--- BEGIN Data shown ---
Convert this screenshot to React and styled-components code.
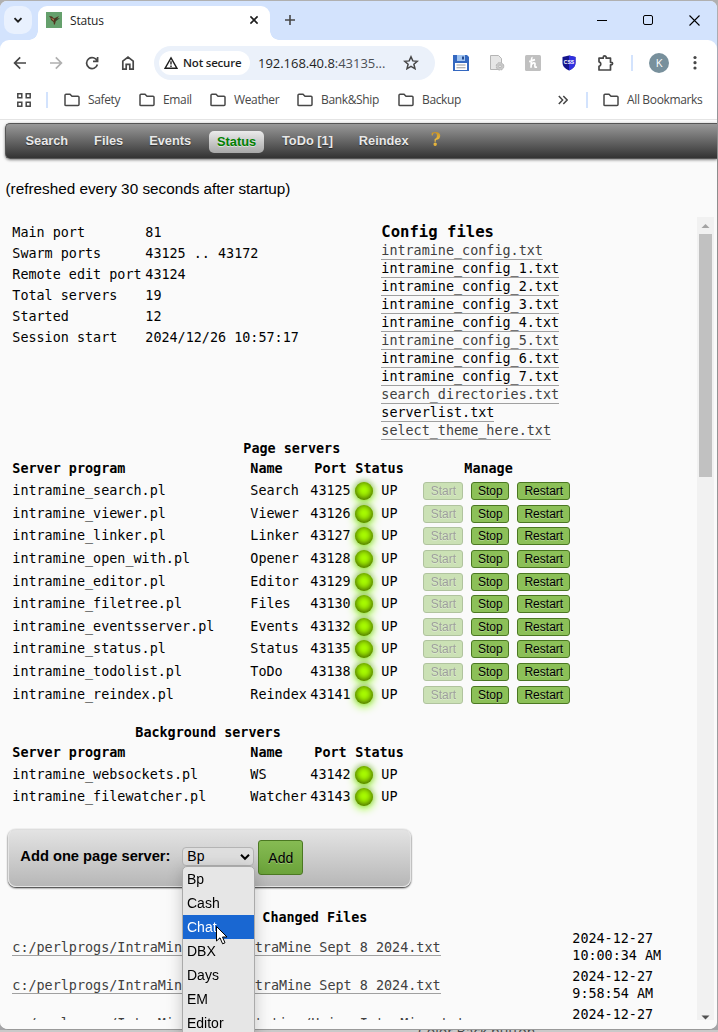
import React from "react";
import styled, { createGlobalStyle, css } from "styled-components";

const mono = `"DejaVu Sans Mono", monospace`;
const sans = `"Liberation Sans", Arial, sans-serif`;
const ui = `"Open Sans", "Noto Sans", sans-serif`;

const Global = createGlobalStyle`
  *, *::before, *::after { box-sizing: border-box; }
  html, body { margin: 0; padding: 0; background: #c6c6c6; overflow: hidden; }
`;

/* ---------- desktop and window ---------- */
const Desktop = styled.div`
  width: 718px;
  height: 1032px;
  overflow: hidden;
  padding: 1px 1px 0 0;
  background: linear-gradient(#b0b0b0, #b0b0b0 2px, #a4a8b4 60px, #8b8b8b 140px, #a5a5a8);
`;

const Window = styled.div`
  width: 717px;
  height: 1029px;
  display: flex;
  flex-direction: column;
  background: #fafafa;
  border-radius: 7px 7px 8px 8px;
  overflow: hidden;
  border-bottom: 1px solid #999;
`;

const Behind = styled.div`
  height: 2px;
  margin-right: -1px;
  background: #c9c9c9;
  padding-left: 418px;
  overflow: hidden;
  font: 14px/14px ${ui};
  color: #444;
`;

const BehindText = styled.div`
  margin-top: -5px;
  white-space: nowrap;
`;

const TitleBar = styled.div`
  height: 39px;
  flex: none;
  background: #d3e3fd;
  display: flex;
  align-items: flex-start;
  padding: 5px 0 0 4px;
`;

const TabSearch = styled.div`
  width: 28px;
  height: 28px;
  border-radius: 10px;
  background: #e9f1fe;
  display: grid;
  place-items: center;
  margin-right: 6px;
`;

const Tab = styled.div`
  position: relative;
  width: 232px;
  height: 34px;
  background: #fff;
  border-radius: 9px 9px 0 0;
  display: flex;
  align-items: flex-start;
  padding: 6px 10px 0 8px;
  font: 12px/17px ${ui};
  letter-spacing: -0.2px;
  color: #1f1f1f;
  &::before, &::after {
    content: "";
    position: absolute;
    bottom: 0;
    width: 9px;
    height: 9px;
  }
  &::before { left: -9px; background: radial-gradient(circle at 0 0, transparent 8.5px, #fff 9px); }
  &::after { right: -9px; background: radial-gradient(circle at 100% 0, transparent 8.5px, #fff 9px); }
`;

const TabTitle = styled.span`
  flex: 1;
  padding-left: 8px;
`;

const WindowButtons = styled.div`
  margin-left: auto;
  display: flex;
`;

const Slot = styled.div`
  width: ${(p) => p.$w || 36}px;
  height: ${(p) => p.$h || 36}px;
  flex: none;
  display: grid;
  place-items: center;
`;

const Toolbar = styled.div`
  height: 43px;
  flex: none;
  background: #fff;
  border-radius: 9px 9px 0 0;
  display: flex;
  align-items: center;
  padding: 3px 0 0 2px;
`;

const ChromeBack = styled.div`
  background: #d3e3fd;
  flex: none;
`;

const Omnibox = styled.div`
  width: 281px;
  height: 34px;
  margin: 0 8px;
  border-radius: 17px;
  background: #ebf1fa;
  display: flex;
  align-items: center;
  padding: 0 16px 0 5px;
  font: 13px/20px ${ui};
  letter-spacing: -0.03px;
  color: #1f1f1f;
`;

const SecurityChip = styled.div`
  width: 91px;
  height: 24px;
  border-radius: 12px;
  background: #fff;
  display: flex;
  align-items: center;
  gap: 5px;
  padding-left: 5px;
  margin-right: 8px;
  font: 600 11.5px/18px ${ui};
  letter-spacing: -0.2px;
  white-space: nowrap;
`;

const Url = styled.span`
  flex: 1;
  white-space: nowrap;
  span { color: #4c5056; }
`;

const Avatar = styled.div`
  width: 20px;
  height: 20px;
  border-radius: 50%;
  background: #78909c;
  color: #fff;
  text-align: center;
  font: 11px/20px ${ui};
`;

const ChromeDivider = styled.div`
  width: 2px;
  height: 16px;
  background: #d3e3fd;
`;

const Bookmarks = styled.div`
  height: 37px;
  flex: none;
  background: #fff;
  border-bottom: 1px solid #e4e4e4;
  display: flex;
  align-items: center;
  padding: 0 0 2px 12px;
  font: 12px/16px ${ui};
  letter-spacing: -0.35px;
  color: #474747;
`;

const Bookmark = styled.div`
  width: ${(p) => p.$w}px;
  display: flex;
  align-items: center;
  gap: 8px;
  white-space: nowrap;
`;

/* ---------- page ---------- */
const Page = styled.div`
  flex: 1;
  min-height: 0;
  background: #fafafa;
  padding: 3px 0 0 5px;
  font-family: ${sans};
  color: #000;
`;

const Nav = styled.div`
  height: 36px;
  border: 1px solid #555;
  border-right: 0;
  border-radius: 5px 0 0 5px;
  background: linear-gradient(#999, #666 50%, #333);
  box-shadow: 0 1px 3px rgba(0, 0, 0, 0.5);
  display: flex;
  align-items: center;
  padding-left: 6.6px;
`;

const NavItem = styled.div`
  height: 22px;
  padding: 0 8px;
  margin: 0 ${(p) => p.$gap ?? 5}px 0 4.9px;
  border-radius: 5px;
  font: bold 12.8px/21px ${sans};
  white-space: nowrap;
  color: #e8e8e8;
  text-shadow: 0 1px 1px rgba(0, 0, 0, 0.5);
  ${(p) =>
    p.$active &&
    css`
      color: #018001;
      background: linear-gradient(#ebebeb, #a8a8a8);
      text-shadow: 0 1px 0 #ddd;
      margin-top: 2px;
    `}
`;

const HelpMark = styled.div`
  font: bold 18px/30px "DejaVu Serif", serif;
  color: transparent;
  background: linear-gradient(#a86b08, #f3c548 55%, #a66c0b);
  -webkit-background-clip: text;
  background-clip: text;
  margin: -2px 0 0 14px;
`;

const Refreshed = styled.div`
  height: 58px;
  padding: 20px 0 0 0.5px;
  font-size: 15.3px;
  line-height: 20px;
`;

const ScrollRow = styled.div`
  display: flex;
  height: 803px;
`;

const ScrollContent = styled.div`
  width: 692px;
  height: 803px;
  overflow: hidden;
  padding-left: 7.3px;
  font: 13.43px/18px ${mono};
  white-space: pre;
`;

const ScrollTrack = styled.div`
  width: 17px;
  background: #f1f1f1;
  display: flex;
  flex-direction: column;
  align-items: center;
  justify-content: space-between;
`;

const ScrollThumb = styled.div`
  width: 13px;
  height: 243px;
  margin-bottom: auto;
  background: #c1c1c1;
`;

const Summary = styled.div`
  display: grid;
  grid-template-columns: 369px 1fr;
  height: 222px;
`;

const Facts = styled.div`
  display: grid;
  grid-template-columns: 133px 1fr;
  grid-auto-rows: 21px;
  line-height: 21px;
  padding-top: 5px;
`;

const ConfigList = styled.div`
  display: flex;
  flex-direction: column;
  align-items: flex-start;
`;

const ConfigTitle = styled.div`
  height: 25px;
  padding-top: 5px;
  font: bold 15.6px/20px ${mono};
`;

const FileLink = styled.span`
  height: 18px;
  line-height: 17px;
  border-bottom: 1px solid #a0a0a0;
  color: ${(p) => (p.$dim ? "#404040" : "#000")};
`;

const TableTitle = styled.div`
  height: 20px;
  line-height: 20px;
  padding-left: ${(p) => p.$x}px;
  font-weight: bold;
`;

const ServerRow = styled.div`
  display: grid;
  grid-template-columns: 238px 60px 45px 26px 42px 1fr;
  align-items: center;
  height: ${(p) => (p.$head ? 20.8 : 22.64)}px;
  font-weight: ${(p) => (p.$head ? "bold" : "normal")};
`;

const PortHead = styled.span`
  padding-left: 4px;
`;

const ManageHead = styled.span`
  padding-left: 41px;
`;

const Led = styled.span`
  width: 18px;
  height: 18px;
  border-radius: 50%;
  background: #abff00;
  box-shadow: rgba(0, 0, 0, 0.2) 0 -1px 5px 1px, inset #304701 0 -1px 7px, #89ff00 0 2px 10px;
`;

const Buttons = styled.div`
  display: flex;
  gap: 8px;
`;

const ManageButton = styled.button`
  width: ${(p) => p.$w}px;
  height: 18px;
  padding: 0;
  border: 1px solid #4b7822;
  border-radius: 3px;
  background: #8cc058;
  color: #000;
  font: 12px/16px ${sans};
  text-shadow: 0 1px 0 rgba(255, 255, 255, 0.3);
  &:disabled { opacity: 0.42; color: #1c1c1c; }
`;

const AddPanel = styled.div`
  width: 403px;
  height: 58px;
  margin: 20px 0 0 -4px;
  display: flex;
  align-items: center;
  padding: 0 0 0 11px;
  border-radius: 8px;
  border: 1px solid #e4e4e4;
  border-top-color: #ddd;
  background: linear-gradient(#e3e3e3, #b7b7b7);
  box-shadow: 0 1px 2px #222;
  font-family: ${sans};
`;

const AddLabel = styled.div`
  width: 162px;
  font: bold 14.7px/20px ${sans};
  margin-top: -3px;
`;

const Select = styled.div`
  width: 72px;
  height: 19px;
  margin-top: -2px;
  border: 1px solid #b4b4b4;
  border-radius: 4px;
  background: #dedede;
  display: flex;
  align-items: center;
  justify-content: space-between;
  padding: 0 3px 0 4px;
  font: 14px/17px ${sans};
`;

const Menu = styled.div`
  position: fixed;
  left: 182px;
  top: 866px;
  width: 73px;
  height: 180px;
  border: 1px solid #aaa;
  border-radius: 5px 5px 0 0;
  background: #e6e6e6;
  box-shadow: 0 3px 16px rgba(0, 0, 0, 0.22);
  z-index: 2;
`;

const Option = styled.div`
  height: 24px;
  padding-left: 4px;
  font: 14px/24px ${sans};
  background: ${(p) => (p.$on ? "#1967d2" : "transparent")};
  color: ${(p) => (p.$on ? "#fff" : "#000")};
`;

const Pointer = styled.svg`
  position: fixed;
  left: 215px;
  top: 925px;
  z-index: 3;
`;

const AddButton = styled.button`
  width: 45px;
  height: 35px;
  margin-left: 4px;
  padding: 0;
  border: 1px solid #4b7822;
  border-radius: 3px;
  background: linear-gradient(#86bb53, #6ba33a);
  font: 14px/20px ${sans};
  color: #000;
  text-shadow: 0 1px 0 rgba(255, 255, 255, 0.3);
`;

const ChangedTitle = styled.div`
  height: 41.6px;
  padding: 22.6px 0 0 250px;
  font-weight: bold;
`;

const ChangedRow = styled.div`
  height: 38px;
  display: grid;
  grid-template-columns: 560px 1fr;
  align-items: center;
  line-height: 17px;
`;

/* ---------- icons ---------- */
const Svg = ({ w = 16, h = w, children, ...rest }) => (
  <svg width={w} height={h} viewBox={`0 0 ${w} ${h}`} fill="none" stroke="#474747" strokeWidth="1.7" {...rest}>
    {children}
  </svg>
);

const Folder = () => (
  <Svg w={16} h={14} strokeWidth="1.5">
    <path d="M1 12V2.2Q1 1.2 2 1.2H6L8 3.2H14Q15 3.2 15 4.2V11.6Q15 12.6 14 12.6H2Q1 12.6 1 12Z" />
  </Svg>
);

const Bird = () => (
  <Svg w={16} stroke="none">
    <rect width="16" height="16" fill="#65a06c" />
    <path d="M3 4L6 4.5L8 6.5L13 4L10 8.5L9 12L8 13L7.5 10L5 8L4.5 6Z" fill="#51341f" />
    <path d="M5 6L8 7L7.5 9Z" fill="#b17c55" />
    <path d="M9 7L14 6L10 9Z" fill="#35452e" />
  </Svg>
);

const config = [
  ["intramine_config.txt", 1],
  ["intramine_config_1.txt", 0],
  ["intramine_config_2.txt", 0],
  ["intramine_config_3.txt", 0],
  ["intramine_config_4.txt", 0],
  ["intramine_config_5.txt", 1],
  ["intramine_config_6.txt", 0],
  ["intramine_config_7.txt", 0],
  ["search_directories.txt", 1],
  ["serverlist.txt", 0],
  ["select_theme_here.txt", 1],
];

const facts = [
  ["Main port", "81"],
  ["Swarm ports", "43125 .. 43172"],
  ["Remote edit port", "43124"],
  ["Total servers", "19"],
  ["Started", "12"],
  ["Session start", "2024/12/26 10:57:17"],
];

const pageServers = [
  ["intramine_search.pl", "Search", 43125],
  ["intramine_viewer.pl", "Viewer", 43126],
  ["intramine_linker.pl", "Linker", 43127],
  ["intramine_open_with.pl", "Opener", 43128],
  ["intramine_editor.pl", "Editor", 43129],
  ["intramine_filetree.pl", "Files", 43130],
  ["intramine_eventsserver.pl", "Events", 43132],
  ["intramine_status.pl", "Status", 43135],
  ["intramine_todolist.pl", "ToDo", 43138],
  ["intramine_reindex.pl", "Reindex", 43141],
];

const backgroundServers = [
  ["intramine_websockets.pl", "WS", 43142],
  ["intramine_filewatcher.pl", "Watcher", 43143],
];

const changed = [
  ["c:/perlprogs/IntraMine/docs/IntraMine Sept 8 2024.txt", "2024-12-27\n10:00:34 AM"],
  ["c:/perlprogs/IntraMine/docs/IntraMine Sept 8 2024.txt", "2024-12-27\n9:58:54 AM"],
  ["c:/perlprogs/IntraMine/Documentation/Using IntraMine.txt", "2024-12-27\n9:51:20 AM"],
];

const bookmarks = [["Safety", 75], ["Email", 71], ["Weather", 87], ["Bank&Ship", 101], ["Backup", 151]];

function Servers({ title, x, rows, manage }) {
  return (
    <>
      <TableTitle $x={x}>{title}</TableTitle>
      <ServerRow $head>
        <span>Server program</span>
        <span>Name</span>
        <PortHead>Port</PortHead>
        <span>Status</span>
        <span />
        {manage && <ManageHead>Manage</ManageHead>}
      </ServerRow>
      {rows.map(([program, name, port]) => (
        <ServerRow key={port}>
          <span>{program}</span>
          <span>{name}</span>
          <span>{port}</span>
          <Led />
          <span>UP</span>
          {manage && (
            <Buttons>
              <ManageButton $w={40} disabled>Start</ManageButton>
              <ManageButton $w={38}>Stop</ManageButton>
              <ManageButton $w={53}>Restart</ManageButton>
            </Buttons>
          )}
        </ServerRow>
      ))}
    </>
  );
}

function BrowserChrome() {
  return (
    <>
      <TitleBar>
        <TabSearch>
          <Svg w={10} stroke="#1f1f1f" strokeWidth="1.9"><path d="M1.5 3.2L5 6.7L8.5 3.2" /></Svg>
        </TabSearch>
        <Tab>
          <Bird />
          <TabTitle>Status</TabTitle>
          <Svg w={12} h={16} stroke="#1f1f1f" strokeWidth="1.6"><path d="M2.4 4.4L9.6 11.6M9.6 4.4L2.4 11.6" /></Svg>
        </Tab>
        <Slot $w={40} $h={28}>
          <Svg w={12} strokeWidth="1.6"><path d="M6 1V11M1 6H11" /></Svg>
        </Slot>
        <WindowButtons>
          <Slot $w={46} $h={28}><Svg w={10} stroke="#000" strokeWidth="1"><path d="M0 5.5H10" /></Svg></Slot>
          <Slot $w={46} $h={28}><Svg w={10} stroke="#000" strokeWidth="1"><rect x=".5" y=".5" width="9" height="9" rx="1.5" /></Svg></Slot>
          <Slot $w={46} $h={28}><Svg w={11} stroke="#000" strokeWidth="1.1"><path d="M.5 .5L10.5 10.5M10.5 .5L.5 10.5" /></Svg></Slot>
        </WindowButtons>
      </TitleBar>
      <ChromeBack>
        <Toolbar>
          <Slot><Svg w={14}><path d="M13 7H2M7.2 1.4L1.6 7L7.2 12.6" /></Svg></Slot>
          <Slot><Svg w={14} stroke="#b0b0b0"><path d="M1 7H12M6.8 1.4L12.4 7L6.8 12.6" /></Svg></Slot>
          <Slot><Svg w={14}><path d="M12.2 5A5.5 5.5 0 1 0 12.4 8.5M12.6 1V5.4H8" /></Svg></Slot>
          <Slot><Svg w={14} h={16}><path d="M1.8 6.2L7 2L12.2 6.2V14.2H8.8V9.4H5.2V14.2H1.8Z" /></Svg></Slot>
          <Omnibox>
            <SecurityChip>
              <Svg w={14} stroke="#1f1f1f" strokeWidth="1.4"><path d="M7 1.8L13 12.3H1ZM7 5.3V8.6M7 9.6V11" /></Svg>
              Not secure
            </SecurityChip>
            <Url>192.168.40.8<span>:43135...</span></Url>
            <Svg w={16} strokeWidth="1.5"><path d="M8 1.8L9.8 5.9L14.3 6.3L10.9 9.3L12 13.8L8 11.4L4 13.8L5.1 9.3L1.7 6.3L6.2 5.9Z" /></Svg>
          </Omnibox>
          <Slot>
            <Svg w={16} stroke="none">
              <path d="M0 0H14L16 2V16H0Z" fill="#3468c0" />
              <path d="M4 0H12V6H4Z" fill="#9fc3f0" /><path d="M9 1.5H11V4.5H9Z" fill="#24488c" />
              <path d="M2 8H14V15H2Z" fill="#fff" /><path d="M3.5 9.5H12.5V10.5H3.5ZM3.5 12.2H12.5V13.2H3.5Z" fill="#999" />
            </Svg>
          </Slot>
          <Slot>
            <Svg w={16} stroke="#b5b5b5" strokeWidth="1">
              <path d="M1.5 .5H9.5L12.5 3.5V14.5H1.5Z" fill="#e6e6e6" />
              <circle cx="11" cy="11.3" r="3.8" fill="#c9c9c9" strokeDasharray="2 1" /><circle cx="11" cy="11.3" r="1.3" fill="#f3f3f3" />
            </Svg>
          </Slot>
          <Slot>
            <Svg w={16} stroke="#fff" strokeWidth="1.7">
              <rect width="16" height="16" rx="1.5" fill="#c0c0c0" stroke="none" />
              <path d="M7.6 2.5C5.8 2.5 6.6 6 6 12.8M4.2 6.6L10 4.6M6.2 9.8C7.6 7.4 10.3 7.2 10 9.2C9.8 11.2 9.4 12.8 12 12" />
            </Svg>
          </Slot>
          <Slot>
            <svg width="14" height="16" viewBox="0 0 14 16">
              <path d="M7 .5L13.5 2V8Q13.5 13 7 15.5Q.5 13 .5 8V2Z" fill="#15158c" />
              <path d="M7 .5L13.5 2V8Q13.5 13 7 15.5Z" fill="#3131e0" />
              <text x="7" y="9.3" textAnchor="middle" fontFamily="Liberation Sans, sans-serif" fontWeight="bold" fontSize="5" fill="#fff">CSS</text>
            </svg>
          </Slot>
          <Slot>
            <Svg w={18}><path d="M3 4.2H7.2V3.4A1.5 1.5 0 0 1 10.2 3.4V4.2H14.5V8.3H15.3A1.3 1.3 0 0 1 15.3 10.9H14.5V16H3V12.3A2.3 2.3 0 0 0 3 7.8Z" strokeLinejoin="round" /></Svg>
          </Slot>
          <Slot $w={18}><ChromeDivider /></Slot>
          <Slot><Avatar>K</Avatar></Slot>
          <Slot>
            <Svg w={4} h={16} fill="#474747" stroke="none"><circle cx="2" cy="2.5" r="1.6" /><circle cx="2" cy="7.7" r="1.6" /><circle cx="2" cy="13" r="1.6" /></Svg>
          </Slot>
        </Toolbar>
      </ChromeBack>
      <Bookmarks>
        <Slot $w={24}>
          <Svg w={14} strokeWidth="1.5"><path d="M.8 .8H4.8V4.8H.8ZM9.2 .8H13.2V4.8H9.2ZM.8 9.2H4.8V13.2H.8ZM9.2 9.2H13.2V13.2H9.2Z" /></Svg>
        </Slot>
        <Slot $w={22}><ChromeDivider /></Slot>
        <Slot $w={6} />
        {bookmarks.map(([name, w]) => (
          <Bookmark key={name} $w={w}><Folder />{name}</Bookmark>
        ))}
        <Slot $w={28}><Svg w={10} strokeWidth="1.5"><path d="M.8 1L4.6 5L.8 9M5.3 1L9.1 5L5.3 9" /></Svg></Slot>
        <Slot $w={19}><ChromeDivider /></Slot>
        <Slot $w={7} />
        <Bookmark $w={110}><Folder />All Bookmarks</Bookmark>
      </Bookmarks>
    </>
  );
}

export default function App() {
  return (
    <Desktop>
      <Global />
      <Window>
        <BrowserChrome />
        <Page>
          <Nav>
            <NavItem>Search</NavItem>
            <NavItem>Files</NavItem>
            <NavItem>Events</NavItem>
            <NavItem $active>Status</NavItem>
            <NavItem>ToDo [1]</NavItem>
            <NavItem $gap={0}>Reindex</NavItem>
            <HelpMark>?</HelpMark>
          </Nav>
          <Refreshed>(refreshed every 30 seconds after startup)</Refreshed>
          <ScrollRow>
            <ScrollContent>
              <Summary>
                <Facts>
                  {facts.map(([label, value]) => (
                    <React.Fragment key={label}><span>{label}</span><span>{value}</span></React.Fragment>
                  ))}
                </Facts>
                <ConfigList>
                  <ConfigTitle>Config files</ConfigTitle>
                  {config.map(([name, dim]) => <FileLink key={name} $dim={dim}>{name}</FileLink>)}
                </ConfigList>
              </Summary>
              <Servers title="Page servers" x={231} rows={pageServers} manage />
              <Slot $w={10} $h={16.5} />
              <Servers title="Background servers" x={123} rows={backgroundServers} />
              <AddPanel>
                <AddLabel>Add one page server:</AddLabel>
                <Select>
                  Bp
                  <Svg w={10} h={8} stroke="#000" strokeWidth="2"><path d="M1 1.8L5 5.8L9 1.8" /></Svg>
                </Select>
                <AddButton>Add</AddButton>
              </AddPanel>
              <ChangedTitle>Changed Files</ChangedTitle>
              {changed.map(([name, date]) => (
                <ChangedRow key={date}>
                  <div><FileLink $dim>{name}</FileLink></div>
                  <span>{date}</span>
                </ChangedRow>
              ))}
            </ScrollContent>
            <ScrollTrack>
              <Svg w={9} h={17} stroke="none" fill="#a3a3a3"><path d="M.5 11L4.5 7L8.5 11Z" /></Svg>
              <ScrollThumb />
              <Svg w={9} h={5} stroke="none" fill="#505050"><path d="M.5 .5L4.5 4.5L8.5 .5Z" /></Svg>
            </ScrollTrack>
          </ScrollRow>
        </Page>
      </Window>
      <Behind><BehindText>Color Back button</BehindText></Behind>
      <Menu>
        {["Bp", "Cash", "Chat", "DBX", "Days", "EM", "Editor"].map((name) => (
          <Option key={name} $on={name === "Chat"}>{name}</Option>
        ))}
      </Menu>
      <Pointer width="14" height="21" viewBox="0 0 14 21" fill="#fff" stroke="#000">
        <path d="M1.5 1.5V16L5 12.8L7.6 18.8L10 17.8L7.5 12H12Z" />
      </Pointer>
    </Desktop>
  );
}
--- END Data shown ---
Show each line of the data that contains the string "components".

Convert this screenshot to React and styled-components code.
import styled, { createGlobalStyle, css } from "styled-components";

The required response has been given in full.